Now, the City of Hamilton is not the same as Pinarello in any way. Its job is to support citizen well being by plowing the streets and paying the firefighters; Pinarello’s job is to sell expensive bikes and bike stuff to MAMILS (mostly). Hamilton is a not-for-profit civic organization that funnels income back into city costs and services. Pinarello is a successful capitalist, featuring the requisite bit of philanthropy on the side. Apples and apples this is not.

Still, what I want to emphasize here is how easy it is to act in the public interest, even when you don’t have to. Hamilton does not need to maintain a butterfly garden in my local park, where kids can get outside, play, breathe, and learn; it does not need to groom hundreds of kilometres of walking trails or keep thousands of mountainside steps safe in winter, so that even the poorest of our neighbours can get exercise and fresh air. It could just pay the firefighters and the cops and say the rest is too expensive; I’ve lived in plenty of places where that happens.

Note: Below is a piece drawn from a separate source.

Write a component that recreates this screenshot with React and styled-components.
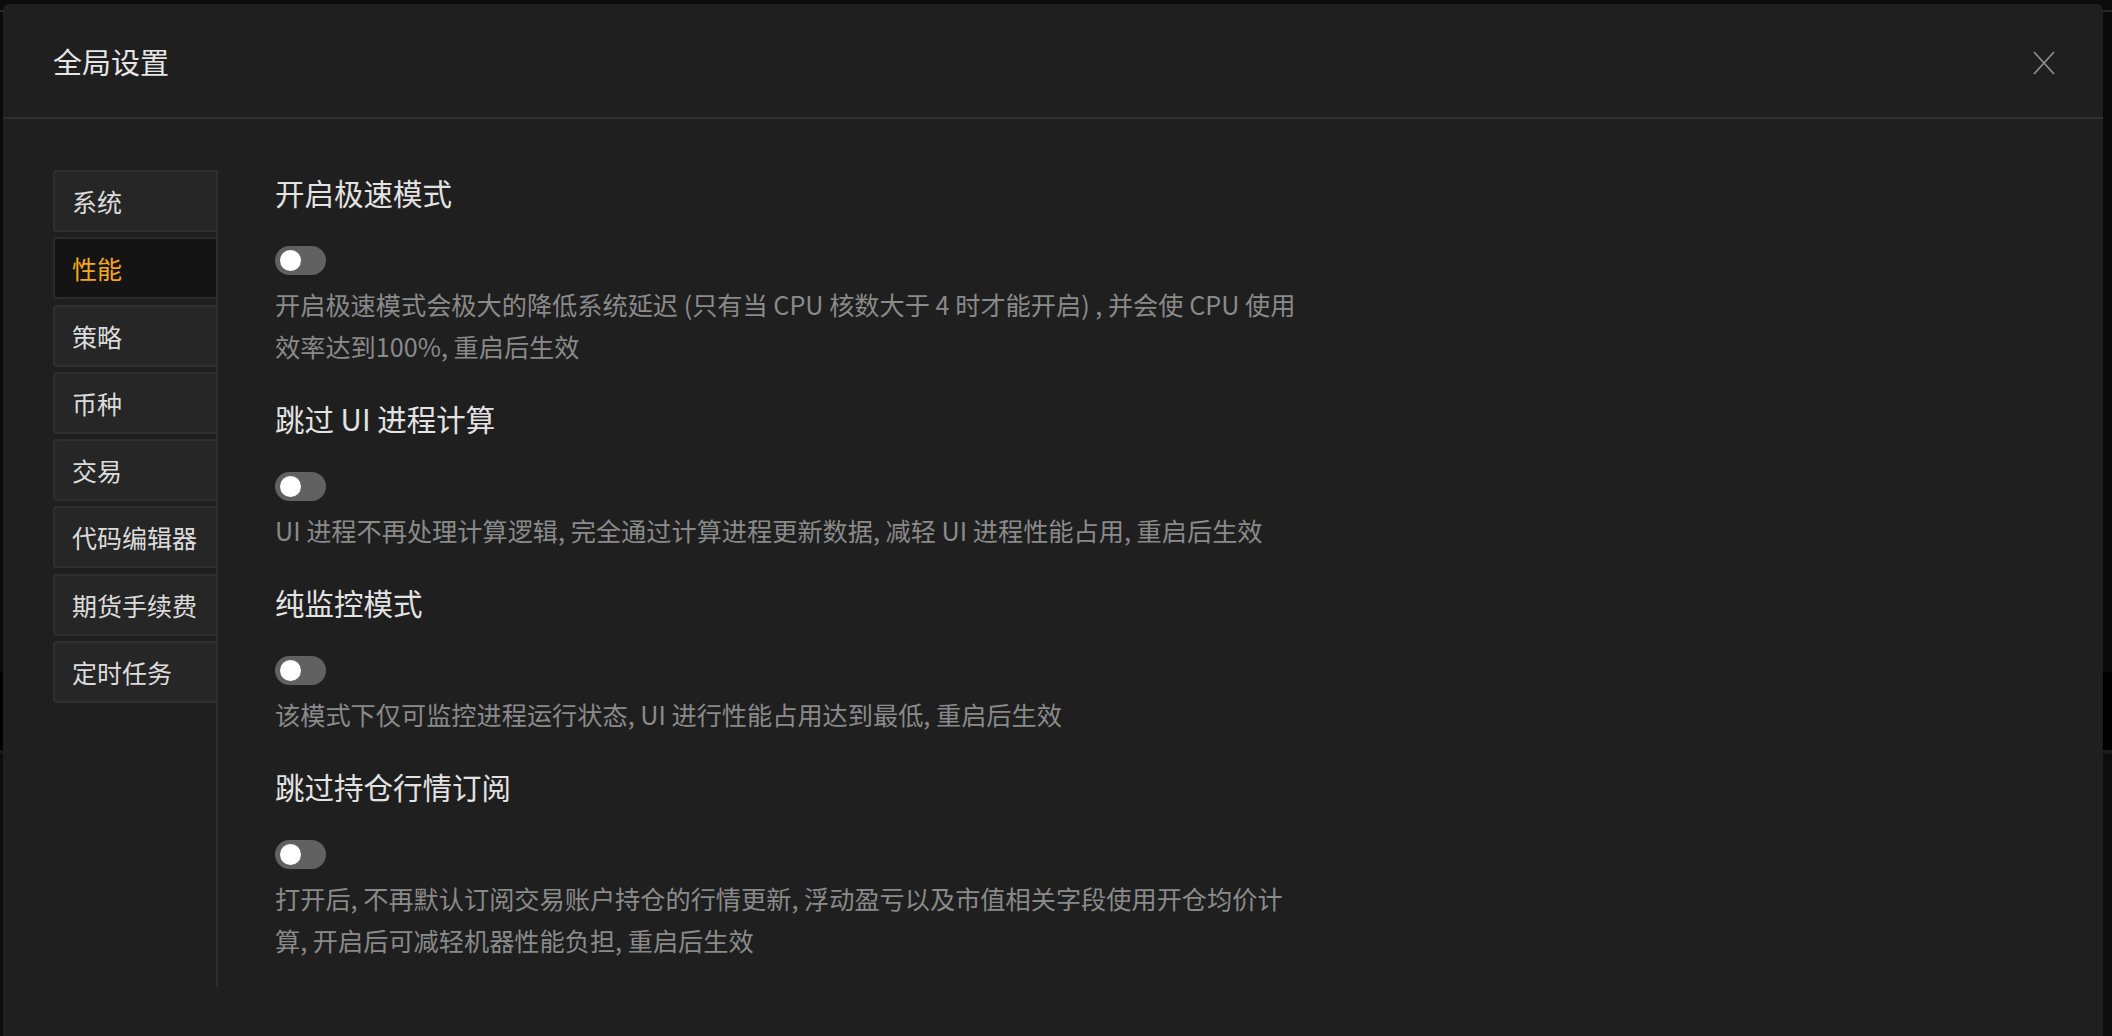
import { useState } from "react";
import styled, { createGlobalStyle } from "styled-components";

const GlobalStyle = createGlobalStyle`
  html, body {
    margin: 0;
    padding: 0;
    background: #0c0c0c;
    font-family: "Noto Sans CJK SC", "Noto Sans", sans-serif;
  }
  * { box-sizing: border-box; }
`;

const tabs = ["系统", "性能", "策略", "币种", "交易", "代码编辑器", "期货手续费", "定时任务"];

const options = [
  {
    title: "开启极速模式",
    desc: "开启极速模式会极大的降低系统延迟 (只有当 CPU 核数大于 4 时才能开启) , 并会使 CPU 使用效率达到100%, 重启后生效",
  },
  {
    title: "跳过 UI 进程计算",
    desc: "UI 进程不再处理计算逻辑, 完全通过计算进程更新数据, 减轻 UI 进程性能占用, 重启后生效",
  },
  {
    title: "纯监控模式",
    desc: "该模式下仅可监控进程运行状态, UI 进行性能占用达到最低, 重启后生效",
  },
  {
    title: "跳过持仓行情订阅",
    desc: "打开后, 不再默认订阅交易账户持仓的行情更新, 浮动盈亏以及市值相关字段使用开仓均价计算, 开启后可减轻机器性能负担, 重启后生效",
  },
];

const App = () => {
  const [active, setActive] = useState(1);
  const [flags, setFlags] = useState(options.map(() => false));

  const toggle = (i) =>
    setFlags((prev) => prev.map((v, idx) => (idx === i ? !v : v)));

  return (
    <>
      <GlobalStyle />
      <Page>
        <Backdrop>
          <Band $h={10} />
          <Band $h={2} $c="#262626" />
          <Band $h={660} $c="#0a0a0a" />
          <Band $h={78} $c="#000" />
          <Band $h={4} $c="#1a1a1a" />
          <Band $h={282} $c="#0d0d0d" />
        </Backdrop>

        <Modal>
          <Header>
            <Title>全局设置</Title>
            <CloseButton aria-label="close">
              <svg width="22" height="24" viewBox="0 0 22 24">
                <path d="M1 1 L21 23 M21 1 L1 23" stroke="#8c8c8c" strokeWidth="1.8" fill="none" />
              </svg>
            </CloseButton>
          </Header>

          <Body>
            <Sidebar>
              {tabs.map((t, i) => (
                <Tab key={t} $active={i === active} onClick={() => setActive(i)}>
                  {t}
                </Tab>
              ))}
            </Sidebar>

            <Content>
              {options.map((o, i) => (
                <Section key={o.title}>
                  <SectionTitle>{o.title}</SectionTitle>
                  <Switch $on={flags[i]} onClick={() => toggle(i)}>
                    <Knob $on={flags[i]} />
                  </Switch>
                  <Desc>{o.desc}</Desc>
                </Section>
              ))}
            </Content>
          </Body>
        </Modal>
      </Page>
    </>
  );
};
export default App;

const Page = styled.div`
  position: relative;
  width: 2112px;
  height: 1036px;
  overflow: hidden;
  background: #0c0c0c;
`;

const Backdrop = styled.div`
  display: flex;
  flex-direction: column;
  height: 100%;
`;

const Band = styled.div`
  height: ${(p) => p.$h}px;
  background: ${(p) => p.$c || "#0c0c0c"};
`;

const Modal = styled.div`
  position: absolute;
  left: 3px;
  top: 4px;
  right: 9px;
  bottom: -40px;
  background: #1f1f1f;
  border-radius: 6px 6px 0 0;
  display: flex;
  flex-direction: column;
`;

const Header = styled.div`
  height: 115px;
  flex-shrink: 0;
  display: flex;
  align-items: center;
  justify-content: space-between;
  padding: 0 48px 0 50px;
  border-bottom: 2px solid #303030;
`;

const Title = styled.div`
  font-size: 29px;
  color: #e6e6e6;
  line-height: 40px;
  padding-top: 1px;
`;

const CloseButton = styled.button`
  background: none;
  border: none;
  padding: 0;
  display: flex;
  cursor: pointer;
  margin-top: 5px;
`;

const Body = styled.div`
  display: flex;
  align-items: flex-start;
  padding: 51px 0 0 50px;
`;

const Sidebar = styled.div`
  width: 165px;
  height: 817px;
  border-right: 2px solid #2e2e2e;
  display: flex;
  flex-direction: column;
  gap: 5.3px;
`;

const Tab = styled.div`
  height: 62px;
  display: flex;
  align-items: center;
  padding-left: 17px;
  font-size: 25px;
  color: ${(p) => (p.$active ? "#f7a81b" : "#dcdcdc")};
  background: ${(p) => (p.$active ? "#141414" : "#262626")};
  border: 2px solid ${(p) => (p.$active ? "#2a2a2a" : "#2f2f2f")};
  border-right: none;
  border-radius: 4px 0 0 4px;
  cursor: pointer;
`;

const Content = styled.div`
  margin-left: 57px;
  display: flex;
  flex-direction: column;
  gap: 29px;
`;

const Section = styled.div`
  display: flex;
  flex-direction: column;
  align-items: flex-start;
`;

const SectionTitle = styled.div`
  font-size: 29.5px;
  line-height: 44px;
  color: #e3e3e3;
`;

const Switch = styled.button`
  position: relative;
  width: 51px;
  height: 29px;
  margin-top: 32px;
  border: none;
  padding: 0;
  border-radius: 15px;
  background: ${(p) => (p.$on ? "#f7a81b" : "#616161")};
  cursor: pointer;
`;

const Knob = styled.span`
  position: absolute;
  top: 4px;
  left: ${(p) => (p.$on ? "26px" : "5px")};
  width: 21px;
  height: 21px;
  border-radius: 50%;
  background: #fff;
`;

const Desc = styled.div`
  margin-top: 8px;
  max-width: 1028px;
  font-size: 25.2px;
  line-height: 42px;
  color: #8a8a8a;
`;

Similarly, Pinarello does not need to play the old “my boyfriend is so strong and fast!” card. Dozens of fantastic athletes ride their amazing machines every year; why not get a range of those people to promote the e-bike, de-stygmatizing it in the process?

That advert could have been easy, classy, and smile-inducing rather than tiny, shitty, and cringe-inducing. All it needed was some forethought about genuine inclusivity and diversity. In the name of the public good.

12 thoughts on “Sports and the public good

  1. Very interesting juxtaposition. Also, how wonderful your city sounds!

    This is the second time these ads have come up in my sporting community. And–beside the blatant sexism–I’m struck by how poor an approach it is! Based on the marketing work I’ve done with e-bike companies, those scenarios probably aren’t why they will sell e-bikes. It’s more likely to be older riders or commuters, for example.

    And, as you said, they could have advertised even to the young & fit audience in a way that’s affirming. I have no idea how the final idea made it through approvals within the company…

    1. Thanks for this thoughtful comment, and I so agree. It demonstrates a real problem in how marketing gets outsourced: companies without the ingrained expertise or lived experience of a sport are much less likely to get at the heart of a product’s potential value for a community of users. I have no idea who made the campaign (though it would be fairly easy to check), but I hope it prompts Pinarello to ask some hard questions about how they invest in advertising, and with whom.

      Thanks again!

  2. Thanks for your perspective on the public good and Pinarello’s lack of it! There was much outrage regarding this ad from the cycling community and Pinarello pulled it within 48 of first posting it. And offered apology. Many men and women have vowed not to purchase any kind of Pinarello bike.

    1. Thanks for your comment, Mary! I’ve watched the fallout too. I’ve never bought Pinarello but largely because of the cost. This year, though, I invested in a low end cervelo and I love it. A good alternative. 😉

  3. Thanks, Kim, for such an important point about how sports really is a public good. I will use this example in my public health ethics classes, and can have those great pictures, too! And Pinarello should be ashamed of themselves; I hope they learned something.

    Apart from the egregious offensiveness of their campaign, I’m guessing that the real market for the Pinarello e-bike is men who either were faster and are now slower, or men who were never fast but want to be. I suspect that they’re trying to claim it’s for women in order to save the egos of the men who are the real customers– they aren’t getting identified as the real market. What do you think?

  4. Very interesting thought there, Catherine. I’m not sure. The thing I’ve noticed in my club (London Centennial Wheelers) is that there is scorn heaped on e-bike ‘cheaters’. I don’t think any of the guys in my club would buy one, even when they are poorly trained and slow. Often they just cover the poor training with humour or bravado. Kudos to them for making the effort to get out, though I get grumpy when I have to pull all the time. 🙂

    My guess was, like Lyse, that buyers will be commuters with money and a desire for the status the brand confers, especially in the uk where riding one instantly aligns you with team Sky and a certain kind of British sports nationalism, one that is upper rather than working class (football, for ex). I doubt they will sell many outside the uk or even Europe. In fact, I think they will sell the vast majority to bankers in the City of London. (Which would, actually, support your argument quite nicely.)

    Alternately, though, they may sell to those going on cycling holidays who aren’t trained enough to keep up long distances in unusual terrain but want to enjoy the trip – my first time in France on a trip for which I’d paid a company, I realised how much training you have to do in order to really enjoy the trip and not always get left behind (and have to be rescued by a ride leader). So commuters and the folks who want to go on road cycling trips in the mountains but aren’t sure they can prepare properly (or don’t want to bother): two great markets.

  5. Great thoughts, Kim.

    I wish people would truly understand how their property tax for their municipality is used to benefit all in the area of outdoor public spaces, parks, pathways. It seems to me when it’s “free”, they sometimes forget when it’s all wonderful in good weather vs. bad weather.

  6. Great post. I know two people with e-assist on their road bikes who would go for this. The first is a serious road cycling academic who faces big hills on his way to work and wants to arrive non-sweaty. He likes nice bikes and I can see him using/not using the assist circumstances depending. The other is a friend’s father who is a road cyclist but is now in his 80s and can’t do the hills. He lives somewhere with big hills and rather than not ride he uses e-assist. I think they’ll make bike tourism way more accessible. I would have loved one for the hills on some of my trips. I think it’s great to have more people out there. It’ll get them riding which overall is a good thing.